C’è allora da chiedersi se è l’open source a non fare più paura oppure se le aziende, sotto forte pressione, si vedono costrette a ricorrere ad aperture di questo tipo per far fronte alle sempre più esigenti e pressanti richieste di mercato. Qualunque sia la risposta è chiaro che siamo di fronte ad una rivoluzione mentale e culturale in grado di portare, a mio avviso, grandi benefici a tutti, dallo studente (ricordo con immenso piacere il programma open source su cui ho lavorato durante la tesi e del quale ho potuto leggere, studiare e modificare il sorgente), al professionista, all’azienda stessa per arrivare infine all’utente finale che più di tutti può guadagnarci in termini di numero e qualità di applicazioni disponibili.

Un pensiero su “L’open-source non fa più paura?

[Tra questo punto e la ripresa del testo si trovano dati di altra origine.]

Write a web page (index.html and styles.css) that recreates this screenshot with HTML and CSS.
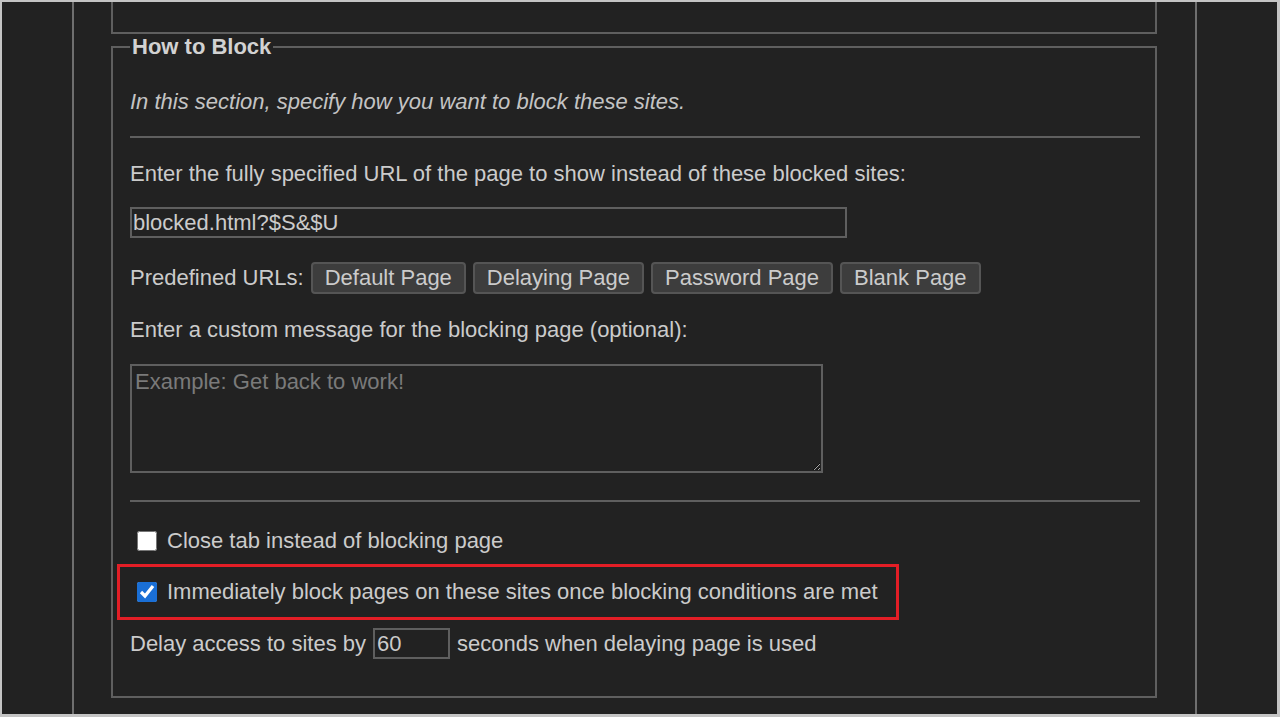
FILE: index.html
```html
<!DOCTYPE html>
<html lang="en">
<head>
<meta charset="utf-8">
<title>How to Block</title>
<link rel="stylesheet" href="styles.css">
</head>
<body>
<div class="frame">
  <div class="column">
    <div class="prev-box"></div>
    <fieldset class="block">
      <legend>How to Block</legend>
      <p class="intro">In this section, specify how you want to block these sites.</p>
      <hr class="sep sep-top">
      <p class="line line-url">Enter the fully specified URL of the page to show instead of these blocked sites:</p>
      <input class="url-input" type="text" value="blocked.html?$S&amp;$U">
      <div class="predef">
        <span class="predef-label">Predefined URLs:</span>
        <button class="btn" type="button">Default Page</button>
        <button class="btn" type="button">Delaying Page</button>
        <button class="btn" type="button">Password Page</button>
        <button class="btn" type="button">Blank Page</button>
      </div>
      <p class="line line-msg">Enter a custom message for the blocking page (optional):</p>
      <textarea class="msg" placeholder="Example: Get back to work!"></textarea>
      <hr class="sep sep-bottom">
      <label class="check check-close"><input type="checkbox"><span>Close tab instead of blocking page</span></label>
      <label class="check check-immediate"><input type="checkbox" checked><span>Immediately block pages on these sites once blocking conditions are met</span></label>
      <div class="delay">
        <span>Delay access to sites by</span>
        <input class="delay-input" type="text" value="60">
        <span>seconds when delaying page is used</span>
      </div>
    </fieldset>
  </div>
</div>
</body>
</html>
```

FILE: styles.css
```css
html, body {
  margin: 0;
  padding: 0;
  background: #222222;
}

.frame {
  width: 1280px;
  height: 717px;
  box-sizing: border-box;
  border-top: 2px solid #c4c4c4;
  border-left: 2px solid #c4c4c4;
  border-right: 3px solid #c4c4c4;
  border-bottom: 3px solid #c4c4c4;
  background: #222222;
  overflow: hidden;
  font-family: "Liberation Sans", Arial, sans-serif;
  font-size: 22px;
  color: #cbcbcb;
}

.column {
  margin-left: 70px;
  width: 1125px;
  height: 100%;
  box-sizing: border-box;
  border-left: 2px solid #6f6f6f;
  border-right: 2px solid #6f6f6f;
}

.prev-box {
  margin-left: 37px;
  width: 1046px;
  height: 32px;
  box-sizing: border-box;
  border: 2px solid #5f5f5f;
  border-top: none;
}

.block {
  margin: 0 0 0 37px;
  width: 1046px;
  height: 664px;
  box-sizing: border-box;
  border: 2px solid #5f5f5f;
  padding: 0 15px 0 17px;
  min-width: 0;
}

.block legend {
  padding: 0 2px;
  font-weight: bold;
  font-size: 22px;
  line-height: 26px;
  color: #d2d2d2;
}

.intro {
  margin: 29px 0 0;
  line-height: 26px;
  font-style: italic;
  color: #c4c4c4;
}

.sep {
  border: none;
  height: 2px;
  background: #5f5f5f;
  margin: 0;
}

.sep-top { margin-top: 21px; }

.line {
  margin: 0;
  line-height: 26px;
}

.line-url { margin-top: 23px; }

.url-input {
  display: block;
  margin-top: 20px;
  width: 717px;
  height: 31px;
  box-sizing: border-box;
  border: 2px solid #5f5f5f;
  background: #222222;
  color: #cbcbcb;
  font: inherit;
  padding: 0 1px;
  outline: none;
}

.predef {
  margin-top: 24px;
  display: flex;
  align-items: center;
  gap: 7px;
  height: 32px;
}

.predef-label { margin-right: 0; }

.btn {
  height: 32px;
  box-sizing: border-box;
  padding: 0 12px;
  border: 2px solid #555555;
  border-radius: 4px;
  background: #3d3d3d;
  color: #cbcbcb;
  font: inherit;
  line-height: 26px;
}

.line-msg { margin-top: 23px; }

.msg {
  display: block;
  margin-top: 21px;
  width: 693px;
  height: 109px;
  box-sizing: border-box;
  border: 2px solid #5f5f5f;
  background: #222222;
  color: #cbcbcb;
  font: inherit;
  padding: 3px 3px;
  resize: both;
  outline: none;
}

.msg::placeholder { color: #7a7a7a; }

.sep-bottom { margin-top: 27px; }

.check {
  display: flex;
  align-items: center;
  line-height: 26px;
}

.check input {
  width: 20px;
  height: 20px;
  margin: 0 10px 0 0;
  accent-color: #1a6fd6;
}

.check-close {
  margin-top: 26px;
  padding-left: 7px;
}

.check-immediate {
  margin: 10px 0 0 -13px;
  width: 782px;
  height: 56px;
  box-sizing: border-box;
  border: 3px solid #e31e26;
  padding-left: 17px;
}

.delay {
  margin-top: 8px;
  display: flex;
  align-items: center;
  gap: 7px;
  line-height: 26px;
}

.delay-input {
  width: 77px;
  height: 31px;
  box-sizing: border-box;
  border: 2px solid #5f5f5f;
  background: #222222;
  color: #cbcbcb;
  font: inherit;
  padding: 0 2px;
  outline: none;
}
```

  • 1 Ottobre 2009 in 13:06
    Permalink

    Ciao Mirco,
    essendo la causa di questa tua riflessione, cerco di contribuire con il mio pensiero.
    Credo che anche in questo caso, Apple possa essere l’apripista per un nuovo modo di pensare.
    Non credo avesse paura dell’open-source prima e neppure che si senta sotto pressione ora.
    Semplicemente ha ritenuto che una apertura di questo tipo, di una tecnologia ritenuta importante in quel di Cupertino, possa solo contribuire ad allargare la base di sviluppatori che lavorano (anche) per il suo OS, cercando di provare, in modo diretto, perché ritiene di fornire la “miglior piattaforma di sviluppo” possibile.
    Queste piccole aperture (in fondo il codice sorgente dell’OS è ancora chiuso e proprietario) penso siano la logica conseguenza dell’ottimo impatto che sta avendo l’App Store.
    Come dire: io ti aiuto a promuoverti e ti do le basi reali per produrre se tu investi in me.
    Credo che lei lo possa fare. Gli altri? non so.